Video Games= Training Children to be Killers

Today, In Moscow, a student named Sergei Gordeyev entered his school and shot and killed his teacher and a police officer. He held twenty students hostage until his father called him and encouraged him to release the hostages. Parliament Security Committee Chief Irina Yarovaya blames aggressive games as part of the cause for the school shooting. The media and many law enforcement officials are arguing that violent games are the cause of students becoming more violent.  Law makers want to put a stop to violent video games.

Are video games training young people to be killers? In recent years, there have been several horrific school shootings. Each time the media reports one of the shootings, there is speculation that violent video games are the cause.
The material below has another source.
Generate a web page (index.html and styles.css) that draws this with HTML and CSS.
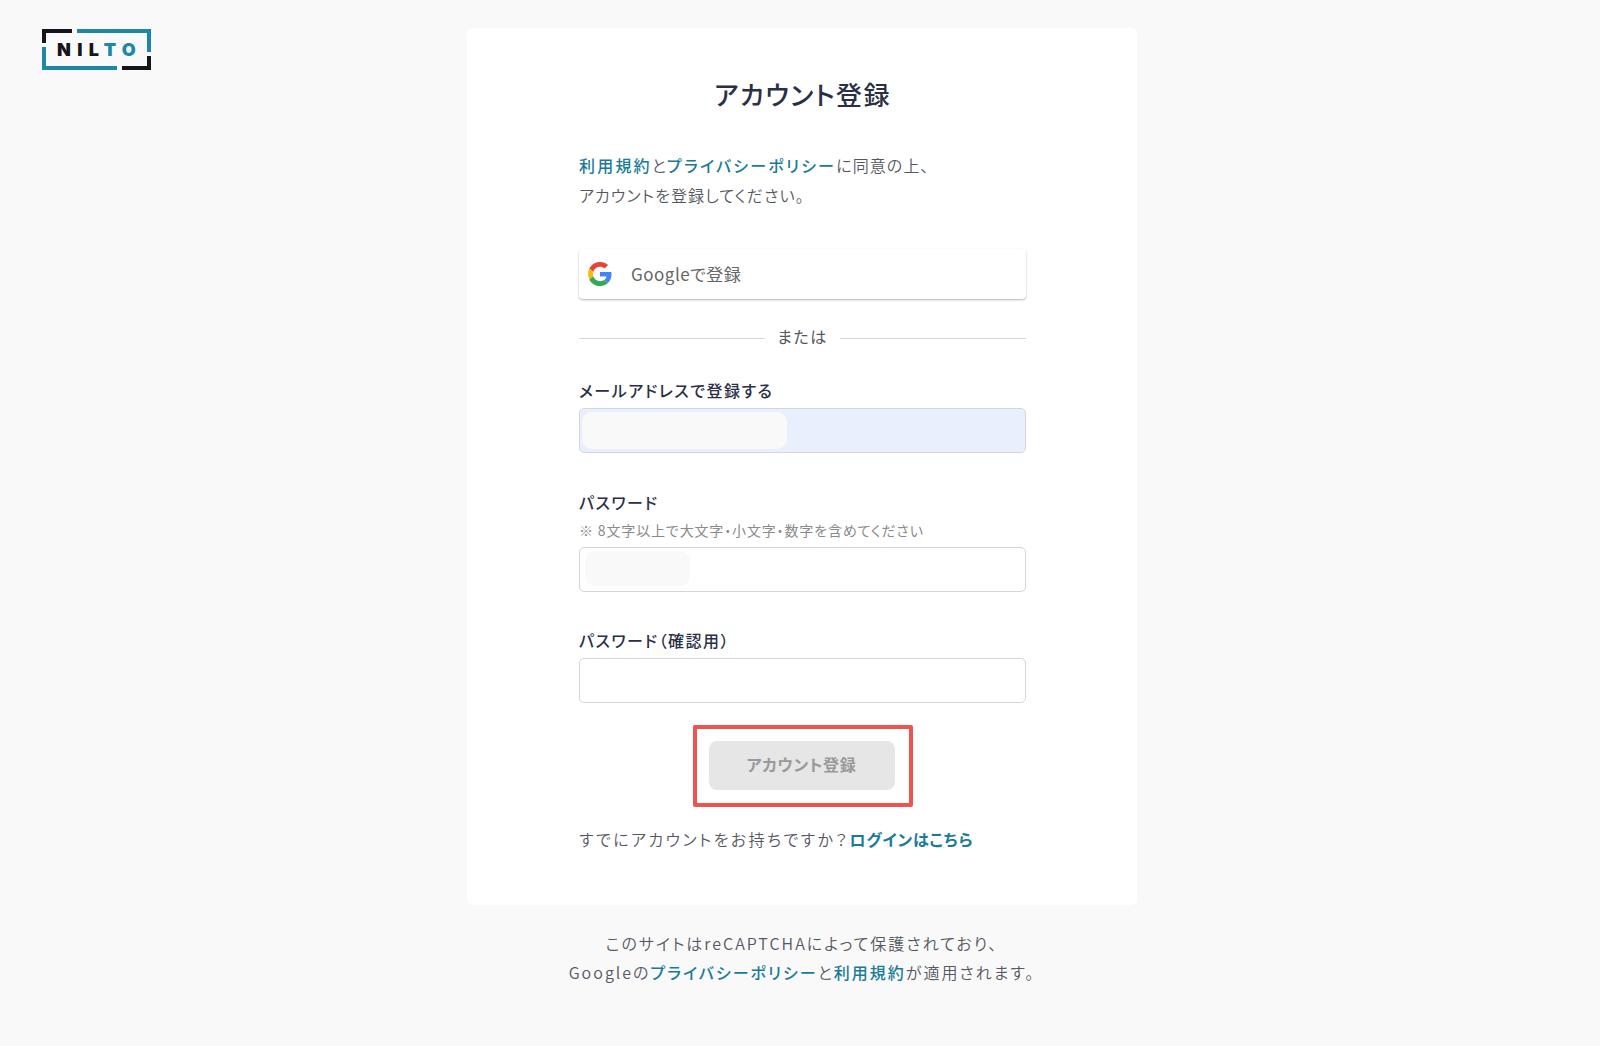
FILE: index.html
```html
<!DOCTYPE html>
<html lang="ja">
<head>
  <title>アカウント登録</title>
  <meta charset="UTF-8">
  <link rel="stylesheet" href="styles.css">
</head>
<body>
  <div class="page">
    <header class="brand">
      <svg class="logo" width="110" height="42" viewBox="0 0 110 42">
        <path d="M2 14V2H30" fill="none" stroke="#15151b" stroke-width="4"/>
        <path d="M35 2H107V23" fill="none" stroke="#1c87a6" stroke-width="4"/>
        <path d="M2 18V39H75" fill="none" stroke="#1c87a6" stroke-width="4"/>
        <path d="M80 39H107V27" fill="none" stroke="#15151b" stroke-width="4"/>
        <text class="logo-text" x="15" y="27">NIL<tspan fill="#1c87a6">TO</tspan></text>
      </svg>
    </header>

    <main class="column">
      <div class="card">
        <h1 class="title">アカウント登録</h1>
        <p class="lead">
          <a href="#">利用規約</a>と<a href="#">プライバシーポリシー</a>に同意の上、<br>アカウントを登録してください。
        </p>

        <button class="google-btn" type="button">
          <svg width="24" height="24" viewBox="0 0 48 48">
            <path fill="#EA4335" d="M24 9.5c3.5 0 6.700 1.200 9.200 3.600l6.900-6.900C35.900 2.400 30.500 0 24 0 14.600 0 6.500 5.400 2.600 13.200l8 6.200C12.400 13.700 17.700 9.500 24 9.500z"/>
            <path fill="#4285F4" d="M46.980 24.550c0-1.570-.15-3.090-.38-4.550H24v9.020h12.940c-.58 2.960-2.260 5.480-4.780 7.180l7.730 6c4.510-4.180 7.090-10.360 7.090-17.650z"/>
            <path fill="#FBBC05" d="M10.530 28.590c-.48-1.450-.76-2.990-.76-4.590s.27-3.140.76-4.590l-7.980-6.190C.92 16.460 0 20.120 0 24c0 3.880.92 7.540 2.560 10.780l7.970-6.190z"/>
            <path fill="#34A853" d="M24 48c6.480 0 11.930-2.130 15.890-5.810l-7.730-6c-2.150 1.450-4.920 2.300-8.160 2.300-6.260 0-11.570-4.220-13.470-9.910l-7.980 6.190C6.510 42.620 14.620 48 24 48z"/>
          </svg>
          <span>Googleで登録</span>
        </button>

        <div class="divider"><span class="divider-text">または</span></div>

        <form class="form">
          <div class="field field-email">
            <label class="label" for="email">メールアドレスで登録する</label>
            <div class="input-wrap">
              <input class="input input-filled" id="email" type="text">
              <span class="mask mask-email"></span>
            </div>
          </div>

          <div class="field field-password">
            <label class="label" for="password">パスワード</label>
            <p class="hint">※ 8文字以上で大文字・小文字・数字を含めてください</p>
            <div class="input-wrap">
              <input class="input" id="password" type="text">
              <span class="mask mask-password"></span>
            </div>
          </div>

          <div class="field field-confirm">
            <label class="label" for="confirm">パスワード（確認用）</label>
            <div class="input-wrap">
              <input class="input" id="confirm" type="text">
            </div>
          </div>

          <div class="submit-row">
            <div class="highlight">
              <button class="submit" type="button" disabled>アカウント登録</button>
            </div>
          </div>
        </form>

        <p class="login">すでにアカウントをお持ちですか？<a href="#">ログインはこちら</a></p>
      </div>

      <footer class="footer">
        このサイトはreCAPTCHAによって保護されており、<br>Googleの<a href="#">プライバシーポリシー</a>と<a href="#">利用規約</a>が適用されます。
      </footer>
    </main>
  </div>
</body>
</html>
```

FILE: styles.css
```css
:root {
  --teal: #1a7b96;
  --text: #555762;
  --dark: #2a2f45;
  --border: #d5d5de;
}
* { box-sizing: border-box; }
html, body { margin: 0; padding: 0; }
body {
  background-color: #f9f9f9;
  color: var(--text);
  font-family: "Noto Sans CJK JP", "Noto Sans", sans-serif;
  font-size: 16px;
  font-feature-settings: "palt";
}
a { color: var(--teal); font-weight: 500; text-decoration: none; }

.page { display: grid; grid-template-columns: 467px 670px 1fr; min-height: 1046px; }
.brand { padding: 29px 0 0 42px; }
.logo { display: block; }
.logo-text { font-family: "Inter", sans-serif; font-size: 18px; font-weight: 900; letter-spacing: 6.3px; fill: #15151b; }

.column { padding-top: 28px; }
.card { background-color: #fff; border-radius: 6px; padding: 48px 111px 0 112px; height: 877px; }
.title { margin: 0; font-size: 26px; font-weight: 500; line-height: 36px; letter-spacing: 1.4px; color: var(--dark); text-align: center; }
.lead { margin: 38px 0 0; line-height: 30px; letter-spacing: 1.1px; font-weight: 350; }
.lead a { letter-spacing: 2.2px; }

.google-btn {
  display: flex;
  align-items: center;
  gap: 19px;
  width: 100%;
  height: 50px;
  margin-top: 39px;
  padding: 0 9px 1px;
  background-color: #fff;
  border: none;
  border-radius: 4px;
  box-shadow: 0 1px 2px rgba(0, 0, 0, 0.3);
  color: #666;
  font-family: inherit;
  font-size: 17px;
  font-feature-settings: "palt";
  letter-spacing: 0.5px;
}

.divider { display: flex; align-items: center; gap: 12px; margin-top: 26px; height: 26px; letter-spacing: 1.6px; font-size: 16px; }
.divider::before, .divider::after { content: ""; flex: 1; height: 1px; background-color: var(--border); }
.divider-text { padding-bottom: 5px; }

.field-email { margin-top: 27px; }
.field-password { margin-top: 37px; }
.field-confirm { margin-top: 36px; }
.label { display: block; font-size: 16px; font-weight: 500; line-height: 24px; color: var(--dark); letter-spacing: 1.5px; margin-bottom: 6px; }
.hint { margin: -1px 0 6px; font-size: 14px; line-height: 22px; color: #8a8a8a; letter-spacing: 0.85px; }
.input-wrap { position: relative; }
.input { display: block; width: 100%; height: 45px; background-color: #fff; border: 1px solid var(--border); border-radius: 5px; outline: none; }
.input-filled { background-color: #e8f0fe; }
.mask { position: absolute; background-color: #f9f9f9; border-radius: 10px; }
.mask-email { left: 3px; top: 4px; width: 205px; height: 37px; }
.mask-password { left: 6px; top: 4px; width: 105px; height: 35px; }

.submit-row { display: flex; justify-content: center; margin-top: 22px; }
.highlight { padding: 12px 14px 13px 12px; border: 4px solid #ef5350; border-radius: 2px; }
.submit { display: block; width: 186px; height: 49px; padding: 0 0 3px; border: none; border-radius: 8px; background-color: #e6e6e6; color: #999; font-family: inherit; font-size: 16px; font-weight: 700; font-feature-settings: "palt"; letter-spacing: 0.7px; }

.login { margin: 17px 0 0; line-height: 30px; letter-spacing: 2.4px; font-weight: 350; }
.login a { font-weight: 700; letter-spacing: 0.8px; }
.footer { margin-top: 24px; text-align: center; line-height: 29px; letter-spacing: 2px; font-weight: 350; }
```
On April 20, 1999 in Littleton, Colorado, the shooting at Columbine High School occurred. Twelve students, one teacher were killed by Dylan Klebold and Eric Harris. This was a tragic event. Schools, parents, and the world looked for any reason as to why these two individuals would shoot up their school. One of the common themes that circulated was that the two killers were avid video game players. The media started to say that violent video games make children aggressive and violent.

On April 26, 2007 at Virginia Tech, 32 people being killed. On December 14, 2012 in Newtown, Connecticut, 26 people were killed. These are just some of the many school shootings in the United States that are well known.

In the 2010 case, Brown v. Entertainment Merchants Association, the United States Supreme Court struck down a state law that prohibited the sale of violent video games to minors. The Court held that the law was unconstitutional because it violated the First Amendment.

Does this case resonate with the views in the rest of the world? Should there be a ban on violent video games? Should law makers try to enforce banning these video games? Are these video games the true cause of violent behavior in children?

History

Oyez

Bloomberg

Washington Post

Image: ithp.org

 

3 comments

  1. Throughout history there have always been variations of toy guns. Games like cops and robbers and cowboys and Indians have been played amongst kids. I think there is a difference though between role-play games that our parent’s generation played when they were young, and the graphic gruesome video games that give current day kids points for killing other players. It used to be that everyone wanted to role-play the cops because they were the good guys. Now, video games do not discriminate between good and bad. It is each player for themselves. The desensitization of mass killing and horror is wrong. Minors are not mentally equipped to handle the false sense of life and death that some video games digitally place in their hands. Horrific and tragic school shootings are increasingly happening too often to be outlier situations. I am a supporter of freedom and the right everyone has to live and express themselves anyway they wish. However, once that expression puts others in danger, especially young children, priorities must be weighed logically.

  2. I feel that violent video games could be one of the few sources for the increased amounts of school shootings that have recently occurred. In the past, the most violence that would occur on a video game would be when Bowser attacked Mario in Super Mario Brothers. Now games have enhanced to a whole new level. With the advancement in technology that the world has seen over the years, some games have become extremely lifelike. The goriness of some games can make people wonder how a child is not affected by the actions they take while playing. I don’t think that there necessarily needs to be a ban on these types of games, there is just a need for more precautions to be taken. Furthermore, I feel that some of the ratings for certain types of games are incorrect, that children of a certain age should only be exposed to specific games which will enhance their growth, not present them with thoughts that they could one day put into action.

  3. Growing up I was never allowed to play any video games that dealt with any sort of violence. I remember always arguing with my parents to let me play, but now I am happy they never gave in. I truly believe these games influence today’s children. Especially the one’s whose parents do not reassure their children how deviant this behavior is in real life. Otherwise, you have children playing these types of games hours and hours a day thinking it is something society accepts. They may think that if it was so bad, why am I allowed to play it? No doubt in my mind that some children play it to the point where they feel they are living within the game and become brainwashed. With more and more mental conditions occurring these days, my reasonable expectations about people are diminishing slowly. You truly never know what goes through someone’s head and what they are thinking. The more real these games become, the more scared I become.